Special Report

50 Most Popular Restaurants That Have Closed Permanently Due to the Pandemic

Source: Courtesy of Richard L B. via Yelp

Georgia: The Tavern at Phipps
> Location: Atlanta

“Since 1992,” according to the still-active website of this Buckhead mainstay, known for its sandwiches, steaks, and pasta dishes, “The Tavern at Phipps has served over five million patrons and counting.” The counting stopped in early October, when the place, which shut down initially in March, announced that it would not reopen. While some sources cite a lease dispute with its landlord as having led to its demise, the director of marketing for the restaurant’s parent company told the Atlanta Journal-Constitution that the cause was “timing and the pandemic.”
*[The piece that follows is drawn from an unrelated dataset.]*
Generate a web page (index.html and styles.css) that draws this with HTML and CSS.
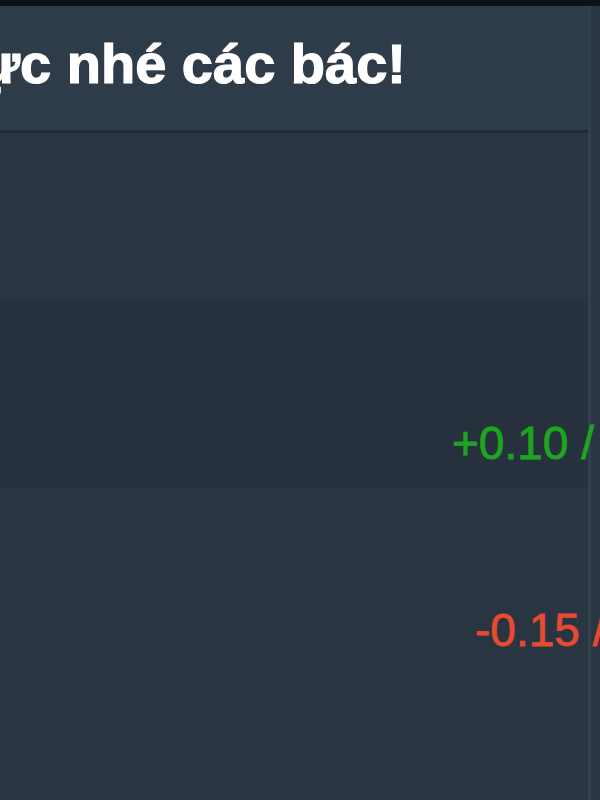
FILE: index.html
```html
<!DOCTYPE html>
<html lang="vi">
<head>
  <meta charset="UTF-8" />
  <meta name="viewport" content="width=device-width, initial-scale=1.0" />
  <title>Bảng giá</title>
  <link rel="stylesheet" href="styles.css">
</head>
<body>
  <div class="topbar"></div>

  <div class="panel">
    <div class="panel-header">
      <h2 class="title">Cùng nhau nỗ lực nhé các bác!</h2>
    </div>

    <div class="rows">
      <div class="row"></div>
      <div class="row row-alt">
        <span class="change up">+0.10 / +1.25%</span>
      </div>
      <div class="row row-last">
        <span class="change down">-0.15 / -2.10%</span>
      </div>
    </div>
  </div>
</body>
</html>
```

FILE: styles.css
```css
:root {
  --bg: #293642;
  --bg-alt: #26313d;
  --header-bg: #2e3c4a;
  --edge: #33414e;
  --up: #1da51f;
  --down: #e64a32;
}

* {
  box-sizing: border-box;
  margin: 0;
  padding: 0;
}

body {
  font-family: 'Liberation Sans', Arial, sans-serif;
  background: var(--bg);
  height: 800px;
  overflow: hidden;
  display: flex;
  flex-direction: column;
}

.topbar {
  height: 6px;
  background: #0c1219;
  flex-shrink: 0;
}

.panel {
  flex: 1;
  display: flex;
  flex-direction: column;
  border-right: 3px solid var(--edge);
  margin-right: 9px;
}

/* title is wider than the panel, only its end shows */
.panel-header {
  height: 127px;
  background: var(--header-bg);
  border-bottom: 3px solid #1f2a35;
  display: flex;
  align-items: center;
  justify-content: flex-end;
  padding-right: 182px;
  white-space: nowrap;
  overflow: hidden;
  flex-shrink: 0;
}

.title {
  color: #fff;
  font-size: 56px;
  font-weight: 700;
  -webkit-text-stroke: 1.2px #fff;
  padding-bottom: 10px;
  flex-shrink: 0;
}

.rows {
  flex: 1;
  display: flex;
  flex-direction: column;
}

.row {
  height: 169px;
  background: var(--bg);
  display: flex;
  align-items: flex-start;
  white-space: nowrap;
}

.row-alt {
  height: 185px;
  background: var(--bg-alt);
  padding-top: 114px;
}

.row-last {
  flex: 1;
  padding-top: 116px;
}

.change {
  font-size: 46px;
  flex-shrink: 0;
  -webkit-text-stroke: 0.8px currentColor;
}

.change.up {
  color: var(--up);
  margin-left: 452px;
}

.change.down {
  color: var(--down);
  margin-left: 475px;
}
```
Source: Courtesy of Howard L. via Yelp

Illinois: Fountainhead
> Location: Chicago

“It is with heavy hearts that we have come to the decision to close Fountainhead effective November 14, 2020,” wrote the owners of this North Side establishment on their Facebook page on Oct. 1. According to Eater, Fountainhead “helped usher the age of the gastropub in Chicago” when it opened in 2010. The restaurant’s Facebook statement went on to say, “We would like to hold out a little bit of hope that if, by chance, the situation changes, we will be able to stay in business.” However, they also admitted that “pressures facing our industry at this time make it financially impossible to operate past the roof deck season.”

Source: Courtesy of Blackbird via Facebook

Illinois: Blackbird
> Location: Chicago

This well-loved West Loop restaurant — hailed by the Chicago Tribune as “one of Chicago’s greatest restaurants” — was opened 22 years ago by Paul Kahan, who has since become one of the city’s best-known chef-restaurateurs. (His other places include Avec, Publican, and Big Star). Blackbird’s intimate size and layout made social distancing impossible, and the restaurant announced on its website that “we have made the very difficult decision to close our doors.”

Kansas: Brookville Hotel
> Location: Abilene

Mark and Connie Martin opened this popular fried-chicken emporium in 2000, but it traces its origins to a small 1870-vintage hotel and restaurant in nearby Brookville, bought by the Martin family in 1894. Despite the establishment’s long history — and recognition as an “American Classic” by the James Beard Foundation in 2007 — the place became yet another victim of the pandemic in late September. Martin told WION-TV that he usually cleared $50,000 a year in profits, but by the time he shut down this year he had already lost $50,000.

Source: Courtesy of K-Paul's Louisiana Kitchen via Facebook

Louisiana: K-Paul’s Louisiana Kitchen
> Location: New Orleans

The demise of the legendary K-Paul’s in mid-July is one of the most significant of all COVID-related restaurant closures. This highly influential Cajun establishment was opened in 1979 by chef Paul Prudhomme and his wife, Kay, and it soon became a Crescent City bucket-list destination, with lines forming nightly outside. With such vividly flavored dishes as the iconic blackened redfish, K-Paul’s ignited a nationwide craze for Cajun cooking. Kay died of cancer in 1993 and Prudhomme passed away in 2015, but the place stayed open under the chef’s niece, Brenda Prudhomme, and her chef husband, Paul Miller.

After several coronavirus-mandated closings and reopenings earlier this year, though, they issued a statement on July 13 “regretfully announcing permanent closure of K-Paul’s Louisiana Kitchen.” Miller explained to NOLA.com that “The business has been bleeding through this, and you can only bleed so much before you have to stop it.”